The psychedelic experience that helped launch the Dead as a worldwide phenomenon, was, in an irony Hunter pointed out, pushed along by the U.S. government itself. Hunter once said that the U.S. government "created me…and [Ken] Kesey and the Acid Tests," since Hunter and Kesey were first exposed to powerful psychedelics as volunteers in government military research in the early '60s.
In one of their most iconic songs, Hunter wrote of the mysteriously inspirational "Uncle John's Band" that "their walls are built of cannonballs/their motto is 'don't tread on me.'"
The America summed up by that image—rugged, ornery, jealous of its liberty—shows what made Hunter's songs of enduring interest to those fascinated by the meaning and accomplishments of the American experiment in liberty, in the vices and virtues of an anarchistic American frontier. Despite what the clichéd image of a doped-out Deadhead might suggest, Hunter dealt with vice and dissolution with a reasonably brutal honesty—anything that felt like a joyous celebration of decadence is rare in his writing. "Casey Jones, you better watch your speed."
Hunter's work, unusual for a career writer of popular song, was also not very heavily focused on romantic love, and his most indelible essaying of the topic, "Scarlet Begonias," is mostly about how men should realize that the endless quest for new women to win might not be serving those men well. Rather, by Hunter's constant references to an imagined and mythical old frontier in general, his technique of making modern tall tales and fables out of sometimes warped versions of his, the band's, or his generation's own experiences and attitudes, his lyrics became a genuine continuation of the American folklore he drew on.
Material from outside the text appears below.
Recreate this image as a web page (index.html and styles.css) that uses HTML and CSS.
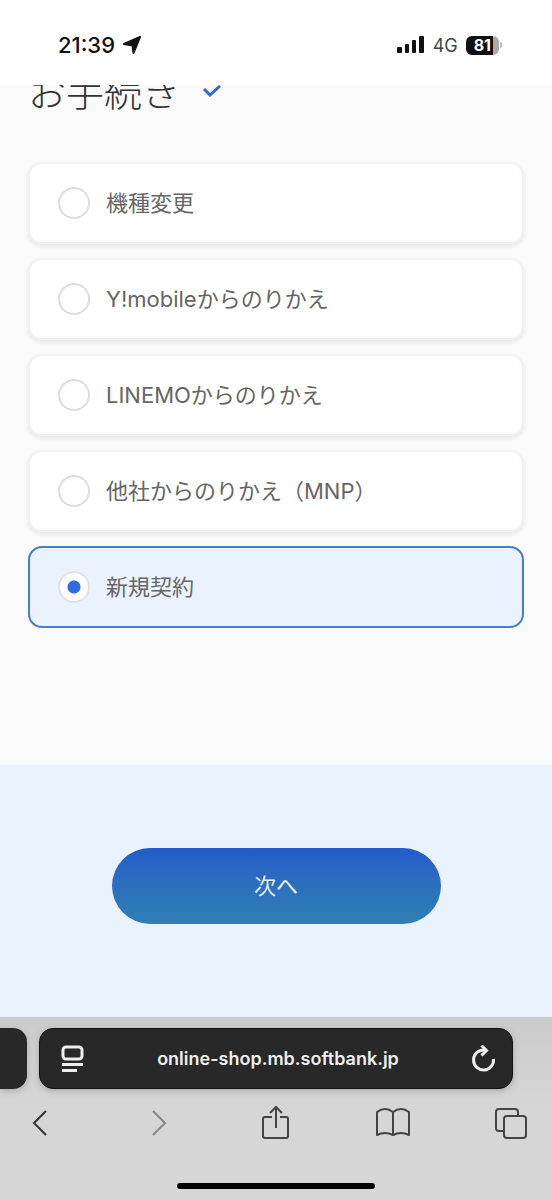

The historical streams of pre-existing folklore and musical style that fed into his songs such as "Cumberland Blues," "Casey Jones," "Jack Straw," and "Dire Wolf" reveal Hunter and the Dead's role in the eternal chain of folk music in a modern context. For American kids of the past 50 years for whom talk of "balling the jack" or "a buck dancer's choice" don't mark the music as arisen from their own intimate and folksy experience but as something exotic, strange, alien—Hunter's vivid, complicated, character-filled lyrics sold back to a certain generation of weird Americans a lost and mysterious version of their own country.
His songs will undoubtedly continue to be sung for a long, long time to come, and to impart means of understanding and coping with the exigencies of many of his themes—many uncommon in pop lyrics—of work, responsibility, fate, death, nature, and music itself. Hunter, in combination with his composing partner Garcia and the machinery of touring and recording the band built around their songs, created a semi-coherent artistic universe where the same characters might meet and interact, helping and cheating each other back and forth, a world that's all difficult and ornery frontier as seen with a God's-eye view, of what seems a largely Godless universe. Still, through all the hardships and inescapable sadness and loneliness of many of his songs, a loving tenderness and awe toward the human and cosmic conditions undergirded it all.
That said, Hunter's world was in many respects a place for stoic men to struggle with necessity and destiny and the entrapping bonds of character—a world, as Garcia once described it, "where the laws are falling apart and every person is the sheriff and the outlaw." It's an America that is rough, challenging, but exciting, adventurous, and well worth living in, and Hunter and the band that sang his songs helped make it all those things.
Hunter wrote in one of his most dazzling lyrics, "Terrapin Station," that, "The storyteller makes no choice/Soon you will not hear his voice/His job is to shed light and not to master," a gorgeous and wise summation of his own contributions, and that of the band that sang his songs. We no longer hear his voice. But of course we still do, and always will.